Albertans are not naive. They understand that independence is a serious undertaking. They understand the constitutional process. They understand the challenges. What they do not need is a publicly funded broadcaster telling them their democratic aspirations are foolish while omitting the constitutional scholarship that supports them, misrepresenting the legal framework that enables them, and ignoring the legitimate grievances that created them.
The CBC delivered a sophisticated argument for learned helplessness — the message that the system cannot be changed, so you should stop trying. It told you that negotiations might fail, but did not tell you about paragraph 155 and the unilateral path. It told you the land is not yours, but did not mention the 1930 Natural Resources Transfer Agreement. It told you about treaty rights, but did not explain that the existing legal frameworks already accommodate the transition. It told you that independence is impossible, but did not mention the international recognition precedent that Canada itself established.
That is not journalism. That is the voice of an institution that benefits from the status quo, telling citizens the status quo is inevitable. And it does so with public money — Alberta's money — which makes the exercise not just biased journalism, but a particularly bitter form of irony.
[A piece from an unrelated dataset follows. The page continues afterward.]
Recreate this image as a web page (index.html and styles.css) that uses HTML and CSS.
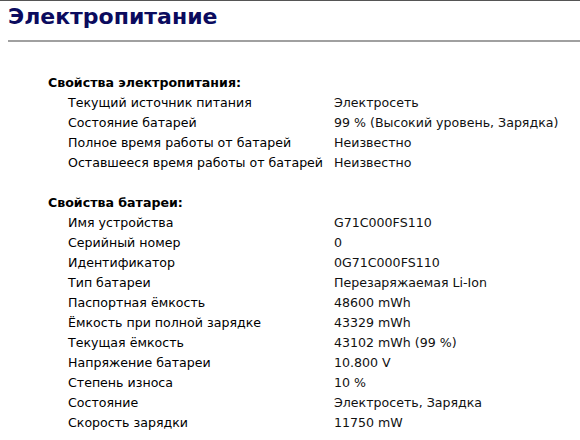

The question of Alberta's future deserves serious, balanced, evidence-based coverage. Every Albertan — whether they support independence or oppose it — deserves to hear the full constitutional picture, not just the half that serves Ottawa's interests. On October 19th, Albertans will make the most consequential democratic decision of their lifetimes. They deserve the complete truth. The CBC gave them half of it and called it journalism.
Albertans deserve better. And increasingly, they know it.